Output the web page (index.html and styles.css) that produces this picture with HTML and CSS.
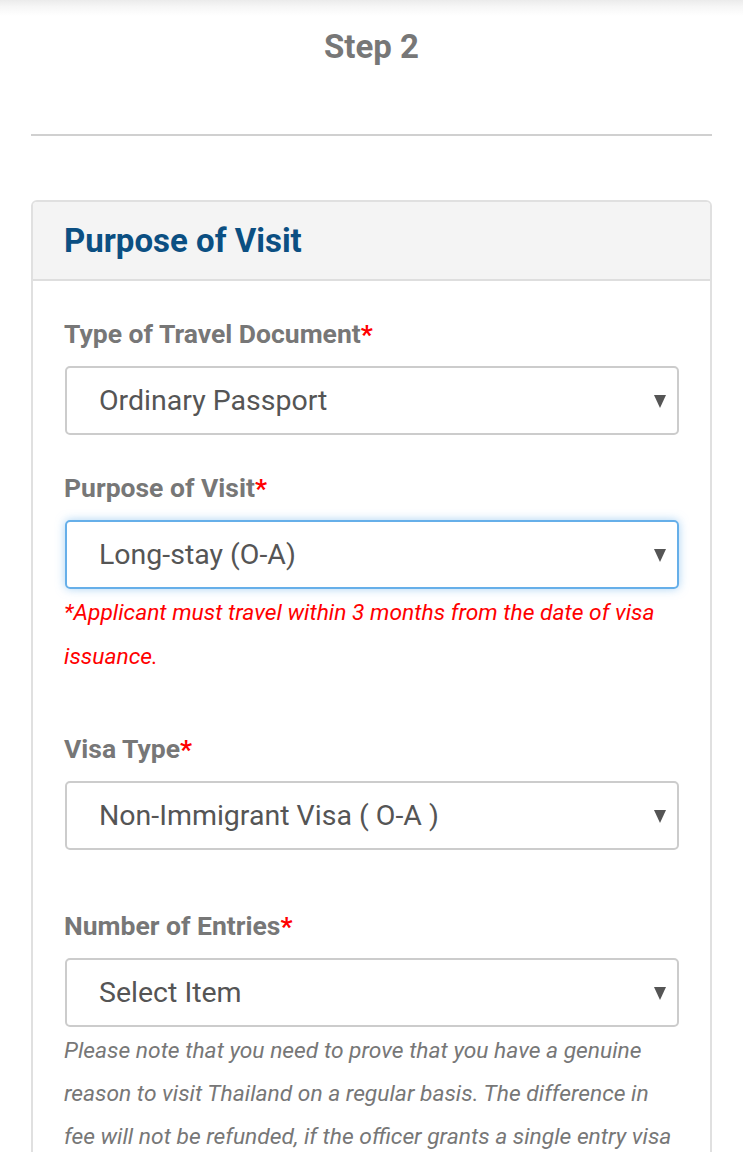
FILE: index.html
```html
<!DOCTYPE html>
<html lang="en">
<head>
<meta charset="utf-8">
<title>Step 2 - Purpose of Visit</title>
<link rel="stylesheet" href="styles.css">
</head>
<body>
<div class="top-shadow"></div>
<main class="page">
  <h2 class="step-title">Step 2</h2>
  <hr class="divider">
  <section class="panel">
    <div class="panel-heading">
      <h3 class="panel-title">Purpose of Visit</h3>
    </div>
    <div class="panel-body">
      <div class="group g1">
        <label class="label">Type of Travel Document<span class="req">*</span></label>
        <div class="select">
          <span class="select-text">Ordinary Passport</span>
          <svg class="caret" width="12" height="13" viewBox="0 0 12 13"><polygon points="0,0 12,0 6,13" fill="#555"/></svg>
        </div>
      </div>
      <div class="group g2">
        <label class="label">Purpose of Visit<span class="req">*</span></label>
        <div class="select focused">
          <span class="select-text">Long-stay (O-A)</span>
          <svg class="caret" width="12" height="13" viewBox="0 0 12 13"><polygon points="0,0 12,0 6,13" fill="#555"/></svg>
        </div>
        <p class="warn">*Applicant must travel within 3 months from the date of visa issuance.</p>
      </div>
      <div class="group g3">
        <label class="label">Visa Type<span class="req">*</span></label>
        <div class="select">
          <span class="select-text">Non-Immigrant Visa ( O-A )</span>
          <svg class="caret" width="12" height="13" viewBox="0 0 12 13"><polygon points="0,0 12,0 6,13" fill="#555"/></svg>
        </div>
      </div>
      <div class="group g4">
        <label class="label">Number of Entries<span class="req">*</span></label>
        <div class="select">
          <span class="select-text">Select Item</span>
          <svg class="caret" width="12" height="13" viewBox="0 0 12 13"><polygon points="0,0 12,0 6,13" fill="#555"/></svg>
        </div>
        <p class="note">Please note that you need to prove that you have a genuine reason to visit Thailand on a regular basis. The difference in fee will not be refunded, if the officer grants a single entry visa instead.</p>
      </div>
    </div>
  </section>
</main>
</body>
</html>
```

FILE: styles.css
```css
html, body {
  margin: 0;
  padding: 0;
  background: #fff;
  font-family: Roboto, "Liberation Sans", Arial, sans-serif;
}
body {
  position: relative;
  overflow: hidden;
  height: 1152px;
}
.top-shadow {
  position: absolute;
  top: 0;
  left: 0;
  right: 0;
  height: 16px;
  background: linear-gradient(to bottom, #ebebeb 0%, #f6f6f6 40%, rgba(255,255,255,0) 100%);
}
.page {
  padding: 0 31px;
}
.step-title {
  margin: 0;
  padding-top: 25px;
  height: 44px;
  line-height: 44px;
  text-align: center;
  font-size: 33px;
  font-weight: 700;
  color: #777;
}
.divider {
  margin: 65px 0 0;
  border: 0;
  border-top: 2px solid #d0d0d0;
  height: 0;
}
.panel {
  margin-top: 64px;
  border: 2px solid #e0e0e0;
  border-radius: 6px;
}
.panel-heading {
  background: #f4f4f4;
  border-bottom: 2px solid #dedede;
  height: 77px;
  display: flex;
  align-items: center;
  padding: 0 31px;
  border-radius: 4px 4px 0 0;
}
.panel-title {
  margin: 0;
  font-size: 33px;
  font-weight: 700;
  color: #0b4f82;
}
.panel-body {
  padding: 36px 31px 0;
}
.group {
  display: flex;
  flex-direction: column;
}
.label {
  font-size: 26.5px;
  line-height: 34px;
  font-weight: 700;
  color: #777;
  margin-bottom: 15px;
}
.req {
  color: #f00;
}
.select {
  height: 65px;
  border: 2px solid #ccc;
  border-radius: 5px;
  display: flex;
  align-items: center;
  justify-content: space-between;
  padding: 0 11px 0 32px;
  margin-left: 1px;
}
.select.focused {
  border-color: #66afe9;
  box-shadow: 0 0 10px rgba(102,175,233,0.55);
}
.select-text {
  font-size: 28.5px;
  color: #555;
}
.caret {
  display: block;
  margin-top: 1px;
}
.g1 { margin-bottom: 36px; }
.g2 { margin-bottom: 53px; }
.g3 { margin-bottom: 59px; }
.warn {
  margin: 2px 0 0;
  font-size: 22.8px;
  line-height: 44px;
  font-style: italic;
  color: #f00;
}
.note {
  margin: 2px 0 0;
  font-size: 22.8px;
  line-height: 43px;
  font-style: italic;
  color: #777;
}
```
· · · · ·
Report how many lines in the data include the word "page", and give nothing but the count.

3